Съёмки были запланировали на следующий день. Меня взывали на них в приказном порядке.

Уже вечером того же дня был показан на главном региональном телевизионном канале репортаж с этого события. Большой шикарный зал в резиденции губернатора и его несколько вырванных из контекста фраз и реплик:

— Я рад, что всё благополучно разрешилось.

— Очень жаль, что так произошло.

Новенькая квартирка, куда и планировали перевезти старушку, на сей раз была представлена как губернаторский дар:

— Примите этот дар от всей области.

А в конце видеоряд — губернатор демонстративно кричит на меня, а я, как и было мне велено продюсером, уткнулся в пол, — на фоне которого корреспондент сообщает, что виновные уже понесли наказание и принесли свои извинения ветерану труда. Хотя на том же канале, всего несколько дней назад, всё тот же репортёр проводил съёмку, во время которой я сообщил о решении суда и законности проводимой операции. Рядовой зритель не обратит на это внимание, точно также, как он не замечает киноляпы в российском кино.

Но как дела обстояли на самом деле?

— А что мне Ваша квартира?! — кричала пенсионерка. — Вы что, думаете я совсем дура? Мне квартиру так и так обещали. Я её и без тебя получила бы, умник.

Губернатор молчит.

— Квартиру он мне подарил. Ветеранам труда и детям войны её безвозмездно должны давать. А вы что? Чиновники проклятые.

— Твою мать! Старуха. Ты зачем сюда пришла? — закричал губернатор. — Кто её вообще сюда пустил? Эту сумасшедшую.

— А ты на меня не кричи! — возмутилась старуха.

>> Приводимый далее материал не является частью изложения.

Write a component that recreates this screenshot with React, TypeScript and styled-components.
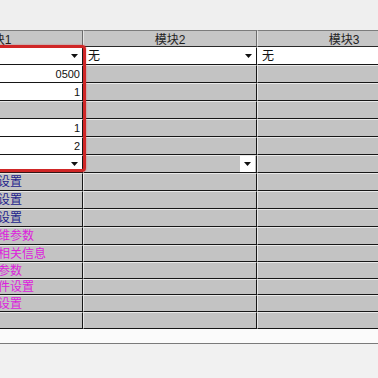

— Заткнись, сука! Ей ты, — обращаясь к режиссёру. — Какого *** я вообще пришёл сюда? Чтобы выслушивать бред этой инвалидки? Убрал живо её отсюда.

Лукьянова вновь попыталась что-то сказать в ответ, но губернатор тут же её перебил:

— Да ну вас всех на ***. У меня встреча с Карповым, — председателем совета директоров и генеральным директором крупнейшей в области металлургической компании. — Мне не до этой суки. Доделывайте всё без меня.

Губернатор направился к выходу, но, проходя мимо пенсионерки, остановился, чтобы сказать:

— А ты, старая, ещё раз что-нибудь где-нибудь вякнешь, сдохнешь, поняла?

— А ты меня не пугай!

— А я буду пугать тебя, понятно? Потому что ты никто, в сравнении со мной. Я всех твоих близких грохну. Даже домашних животных. Конечности им отпилю и кожу сдеру заживо, а тебя смотреть заставлю. Ты у меня сама сдохнешь. От увиденного, поняла? ****ь, как же ты, мразь такая, сама не сдохла ещё? От желчи в мозгу.

Не дождавшись ответа, губернатор с довольным видом покинул зал, а следом за ним и ревущая Лукьянова.

— Что же делать? — задался вопросом режиссёр.

— Ну, я заснял, как он только что разорялся, — сказал оператор. — Может, снимем виновно стоящего офицера, а затем смонтируем, типа губернатор на него орал.

— Ох, как же после Васильевна будет орать на нас...

Васильевна — монтёр, которому впоследствии пришёл сутки просидеть за работой из-за привередливого губернатора.

Новости я смотрел без чувства омерзения, присущее всем, с кем поступили не по совести, а с безразличием; неестественной апатией, которая была подобна той, что возникает при сильном утомлении.

А следом за этим подставным репортажем, пошёл другой, где рассказывали про того самого застройщика, который и выселил старуху. Только рассказывали уже не про старуху и не погоревшие бараки, а про обманутых им дольщиков, которые добрались со своими заявлениями до самого президента. Кажется, история этого областного тандема на Лукьяновой так и не закончилась. И вряд ли вообще когда-нибудь закончится вообще.